Friday, February 5, 2010

Lonely Patient Book

Just before I received my last lab test results, I began reading a book entitled "The Lonely Patient" by Michael Stein, MD. The author his patients who typically experience betrayal, terror, loss and loneliness during their illnesses. Although my current gastrointestinal bacterial infection (from Achromobacter) does not seem to recur, I still experienced those familiar emotions of body betrayal, terror that I would get much sicker or never really recover, loss of freedom, physical comfort and confidence in my body, and above all loneliness, because nobody else experiences exactly what I feel physically or emotionally.

I realized after reading "The Lonely Patient" that my illnesses have made me feel more vulnerable or unsafe in my own body. Those unsafe feelings take me back to my childhood, when I didn't feel safe in my own family (because my mom physically and emotionally abused me).
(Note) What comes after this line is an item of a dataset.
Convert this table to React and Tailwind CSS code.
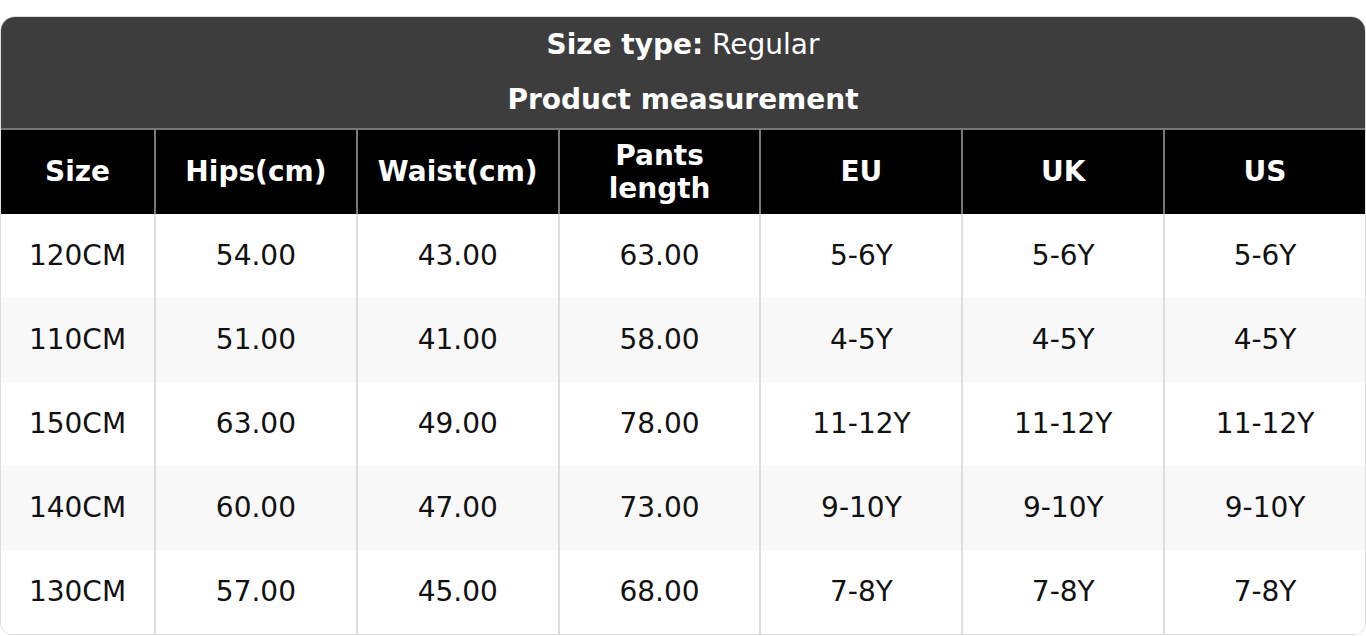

The author of "Lonely Patient" said that most children blame themselves for whatever happens. My mother continually told me 'You brought it on yourself', no matter what happened to me. So I felt guilty as well as scared when I felt ill. Like most children, as an adult, I don't want to blame myself. I want to blame anyone else but myself.

Rather than blame myself, I feel angry about my doctor's unsuccessful attempts to promptly diagnose and treat my many intestinal infections. I want to blame my doctor for all those c-diff recurrences. When I had symptoms of undiagnosed cryptosporidium AND c-diff, my doctor discounted my symptoms as 'stress', rather than suggest testing. Only at my insistence, did he agree to test me. I'm angry that he didn't initially aggressively treat c-diff. So I had many recurrences of that bacteria (from its spores). That eroded any trust I might have in my doctor, whom I trust more than traditional doctors. Accordingly, I have doubted and questioned everything he suggested to treat my current infection.

Although I read online articles about treating Achromobacter with antibiotics, emories of unsuccessful treatment and recurrences from C-diff make me feel hopeless about eliminating Achromobacter. In my head, I know achromobacter doesn't have spores, won't 'morph' into new bacteria and recur after multiple treatments. However, I'll believe caprylic acid can eliminate achromobacter when/if I finish the suggested treatment and have no more painful symptoms. However, I first need to endure withdrawal from caprylic acid, which could cause more nausea and cramping pain.

I believe treating this bacteria is a lose/lose situation. I feel crappy while I take caprylic acid and I'll feel crappy when I finish the CA and still have the bacteria. When I asked my doc how I'd know when the bacteria was gone, he just said only another ($350) stool test would tell me for sure. Oh great. So I'm supposed to go through uncomfortable CA treatment and maybe still have achromobacter. That reminds me of my first treatment experience for c-diff, when my doc prescribed flagyl, which made me feel horrible for 10 days. After I stopped taking the flagyl the c-diff symptoms returned. Rather than try a better antibiotic (vancomycin) at that point, my doc prescribed another round of flagyl. That was insane ... doing the same thing and hoping for different results. I had recurrences after I took vancomycin, but I didn't use the same treatment method after each recurrence.

I successfully treated 2 previous bacteria (klebsiella and enterobacter cloacae) with caprylic acid. However my c-diff treatment nightmare makes me doubt that I will soon recover from achromobacter. Worse yet maybe I will recover from achromobacter, and a new bacteria/parasite/fungus will overwhelm my good bacteria. I'm taking daily high doses of probiotics to avoid leaving huge gaps in my bacterial balance as the CA kills off the achromobacter, where new bugs can take hold. However, I still have those fears, CA side effect symptoms and unpredictable diarrhea.

So I daily experience the whole range of emotions, including body betrayal, terror (of never ending illness), loss of confidence in my body and freedom in my life, and loneliness (because I don't know anyone who has experienced celiac disease, 7 food allergies and then one gut infection after another for 5 years). If I had one of those well-known diseases, like cancer, heart disease, etc., people might be more understanding and sympathetic. However, I've tried to eat well, exercise daily and avoid other unhealthy substances (alcohol, caffeine, tobacco, recreational drugs, etc.) so that I wouldn't develop those 'well-known' diseases. So here I am, looking trim and healthy, but feeling crappy. Yet nobody suspects I'm ill, because I don't 'look' ill.